Inside the Mausoleum is a Bronze Water Vessel Commissioned by Timur

I was curious about what crowds would eventually gather. After all, this is a holy pilgrimage site for Muslims, a weekend, and the day before the start of Ramadan.

Crowds did come, although nothing too overwhelming. The earliest arrivals clearly came to pray. But soon came tour buses full of adults and school children, and along with them ladies selling cotton candy and men selling camel rides. Visitors seemed to be mostly non-Western tourists from Kazakhstan and parts unknown. I was the only obvious westerner.

A man giving camel rides asked me in English if I wanted a ride. Why is it so obvious? Is it the fleece jacket? Probably I just “look” like I’d speak English somehow.
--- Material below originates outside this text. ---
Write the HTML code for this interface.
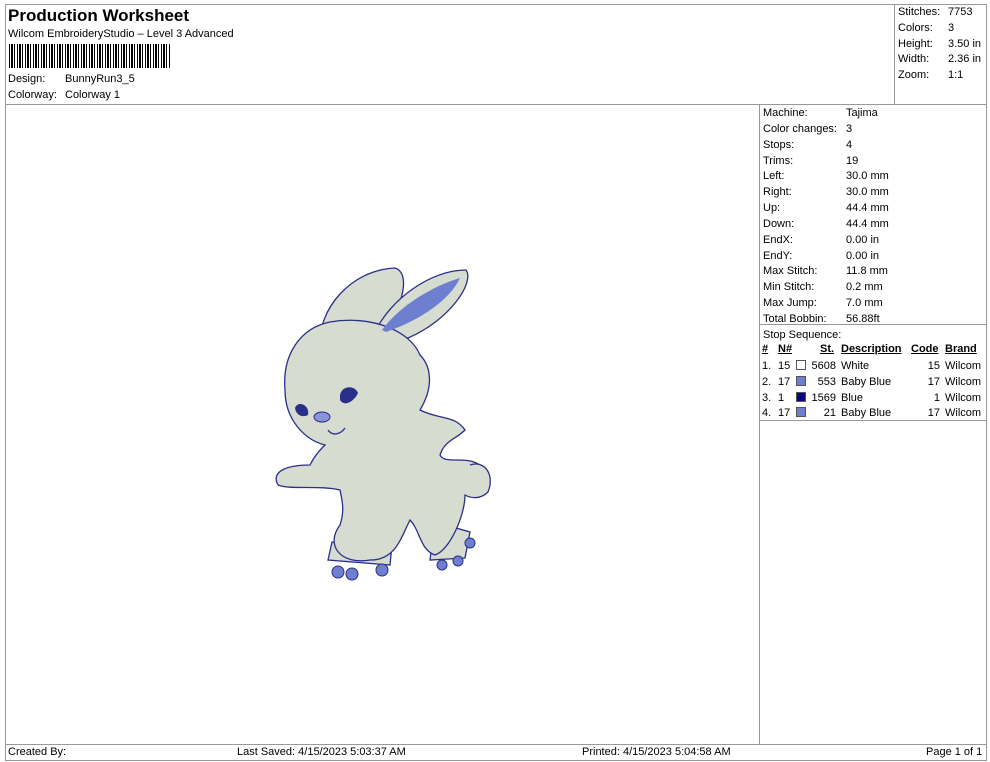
<!DOCTYPE html>
<html><head><meta charset="utf-8"><style>
*{margin:0;padding:0;box-sizing:border-box}
body{width:990px;height:762px;background:#fff;font-family:"Liberation Sans",Arial,sans-serif;font-size:11px;color:#000;position:relative;overflow:hidden}
.a{position:absolute;white-space:nowrap}
.l{position:absolute;background:#999}
u{text-decoration:underline}
.sw{display:inline-block;width:10px;height:10px;border:1px solid #555;vertical-align:-1px}
</style></head><body>
<div class="l" style="left:5px;top:4px;width:982px;height:1px"></div>
<div class="l" style="left:5px;top:760px;width:982px;height:1px"></div>
<div class="l" style="left:5px;top:4px;width:1px;height:757px"></div>
<div class="l" style="left:986px;top:4px;width:1px;height:757px"></div>
<div class="l" style="left:5px;top:104px;width:982px;height:1px"></div>
<div class="l" style="left:894px;top:4px;width:1px;height:100px"></div>
<div class="l" style="left:759px;top:104px;width:1px;height:640px"></div>
<div class="l" style="left:5px;top:744px;width:982px;height:1px"></div>
<div class="l" style="left:759px;top:324px;width:228px;height:1px"></div>
<div class="l" style="left:759px;top:420px;width:228px;height:1px"></div>

<div class="a" style="left:8px;top:6px;font-size:17px;font-weight:bold">Production Worksheet</div>
<div class="a" style="left:8px;top:28px">Wilcom EmbroideryStudio – Level 3 Advanced</div>
<div class="a" style="left:9px;top:44px;width:161px;height:24px;background:repeating-linear-gradient(90deg,#000 0 1px,#fff 1px 2px,#000 2px 4px,#fff 4px 5px,#000 5px 6px,#fff 6px 8px)"></div>
<div class="a" style="left:8px;top:73px">Design:</div><div class="a" style="left:65px;top:73px">BunnyRun3_5</div>
<div class="a" style="left:8px;top:89px">Colorway:</div><div class="a" style="left:65px;top:89px">Colorway 1</div>

<div class="a" style="left:898px;top:5px;line-height:15.8px">Stitches:<br>Colors:<br>Height:<br>Width:<br>Zoom:</div>
<div class="a" style="left:948px;top:5px;line-height:15.8px">7753<br>3<br>3.50 in<br>2.36 in<br>1:1</div>

<div class="a" style="left:763px;top:106px;line-height:15.85px">Machine:<br>Color changes:<br>Stops:<br>Trims:<br>Left:<br>Right:<br>Up:<br>Down:<br>EndX:<br>EndY:<br>Max Stitch:<br>Min Stitch:<br>Max Jump:<br>Total Bobbin:<br>Stop Sequence:</div>
<div class="a" style="left:846px;top:106px;line-height:15.85px">Tajima<br>3<br>4<br>19<br>30.0 mm<br>30.0 mm<br>44.4 mm<br>44.4 mm<br>0.00 in<br>0.00 in<br>11.8 mm<br>0.2 mm<br>7.0 mm<br>56.88ft</div>

<div class="a" style="left:762px;top:343px;font-weight:bold"><u>#</u></div>
<div class="a" style="left:778px;top:343px;font-weight:bold"><u>N#</u></div>
<div class="a" style="left:820px;top:343px;font-weight:bold"><u>St.</u></div>
<div class="a" style="left:841px;top:343px;font-weight:bold"><u>Description</u></div>
<div class="a" style="left:911px;top:343px;font-weight:bold"><u>Code</u></div>
<div class="a" style="left:945px;top:343px;font-weight:bold"><u>Brand</u></div>
<div class="a" style="left:762px;top:359px;line-height:15.8px">1.<br>2.<br>3.<br>4.</div>
<div class="a" style="left:778px;top:359px;line-height:15.8px">15<br>17<br>1<br>17</div>
<div class="a" style="left:796px;top:359px;line-height:15.8px"><span class="sw" style="background:#fff"></span><br><span class="sw" style="background:#6f7fd0"></span><br><span class="sw" style="background:#0a0a80"></span><br><span class="sw" style="background:#6f7fd0"></span></div>
<div class="a" style="left:806px;top:359px;width:30px;text-align:right;line-height:15.8px">5608<br>553<br>1569<br>21</div>
<div class="a" style="left:841px;top:359px;line-height:15.8px">White<br>Baby Blue<br>Blue<br>Baby Blue</div>
<div class="a" style="left:900px;top:359px;width:40px;text-align:right;line-height:15.8px">15<br>17<br>1<br>17</div>
<div class="a" style="left:945px;top:359px;line-height:15.8px">Wilcom<br>Wilcom<br>Wilcom<br>Wilcom</div>

<div class="a" style="left:8px;top:746px">Created By:</div>
<div class="a" style="left:237px;top:746px">Last Saved: 4/15/2023 5:03:37 AM</div>
<div class="a" style="left:582px;top:746px">Printed: 4/15/2023 5:04:58 AM</div>
<div class="a" style="left:926px;top:746px">Page 1 of 1</div>

<svg class="a" style="left:270px;top:260px" width="230" height="330" viewBox="0 0 230 330">
<g fill="#d6dccf" stroke="#2a2f8a" stroke-width="1.3">
<path d="M50 85 C48 50 80 10 125 8 C140 12 135 45 112 72 Z"/>
<path d="M105 72 C120 40 160 10 196 10 C205 22 180 60 138 78 Z"/>
<path d="M62 282 L58 300 L120 305 L122 285 Z"/>
<path d="M165 262 L160 300 L195 298 L200 272 Z"/>
<path d="M60 62 C100 55 140 70 150 95 C160 105 165 125 150 150 C170 160 185 155 195 170 C185 180 175 180 170 195 C175 205 195 195 210 205 C225 215 215 240 195 235 C195 255 180 290 165 295 C150 290 150 270 140 260 C130 280 125 300 100 300 C70 305 55 285 70 265 C75 250 72 240 70 230 C50 225 20 230 8 225 C0 210 20 205 40 205 C45 195 50 190 55 185 C35 180 15 160 15 130 C12 95 30 68 60 62 Z"/>
<path d="M200 205 C215 200 225 215 218 232 C210 240 200 238 195 235" />
</g>
<path d="M112 70 C130 45 165 25 190 18 C180 40 150 60 116 72 Z" fill="#6f7fd0"/>
<path d="M70 135 C72 125 85 125 88 133 C85 140 75 148 70 140 Z" fill="#2a2f8a"/>
<path d="M25 148 C28 140 40 145 38 155 C32 158 26 155 25 148 Z" fill="#2a2f8a"/>
<ellipse cx="52" cy="157" rx="8" ry="5" fill="#8a95d8" stroke="#2a2f8a"/>
<path d="M58 170 C62 176 70 175 75 168" fill="none" stroke="#2a2f8a" stroke-width="1.3"/>
<g fill="#6f7fd0" stroke="#2a2f8a"><circle cx="68" cy="312" r="6"/><circle cx="82" cy="314" r="6"/><circle cx="112" cy="310" r="6"/><circle cx="172" cy="305" r="5"/><circle cx="188" cy="301" r="5"/><circle cx="200" cy="283" r="5"/></g>
</svg>
</body></html>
A high school age girl overheard him and asked, “Are you English?” “American,” I replied. Then came the request for a selfie with me. Third weekend in a row! The same thing happened at tree-planting and Tamgaly.

 

I exhausted myself walking around the site and to a nearby mosque that, while not ancient, was quite pretty with a full glass wall I’ve never seen in mosque architecture before. They also had an attached cafeteria. Alas it was still a bit early for lunch.

I walked through the town and pretty much saw all I wanted before eventually heading back to the train station for my return journey.

Many of the train stations in Kazakhstan are from the Tsarist era

Perhaps unsurprisingly given the holiness of the site, the town seemed far more “Muslim” (as I am used to it) than Almaty, Astana, or Karaganda. Of course it’s a smaller town than any of those. Kazakh, rather than Russian, was the dominant language. I saw way more headscarves and far fewer bars which was kind of a bummer since I needed to kill time. It’s so interesting what “counts” when it comes to headscarves and “modest” dress. While lots of women in Turkistan wore headscarves, they were haphazardly tied, showing both hair and neck. Dresses were modest by US standards but ended mid-calf, showing leg. What would be SCANDALOUS in one Muslim culture is perfectly acceptable in this one.

When the train finally pulled into Almaty early Sunday afternoon I felt tired and achy, but accomplished. Where to next?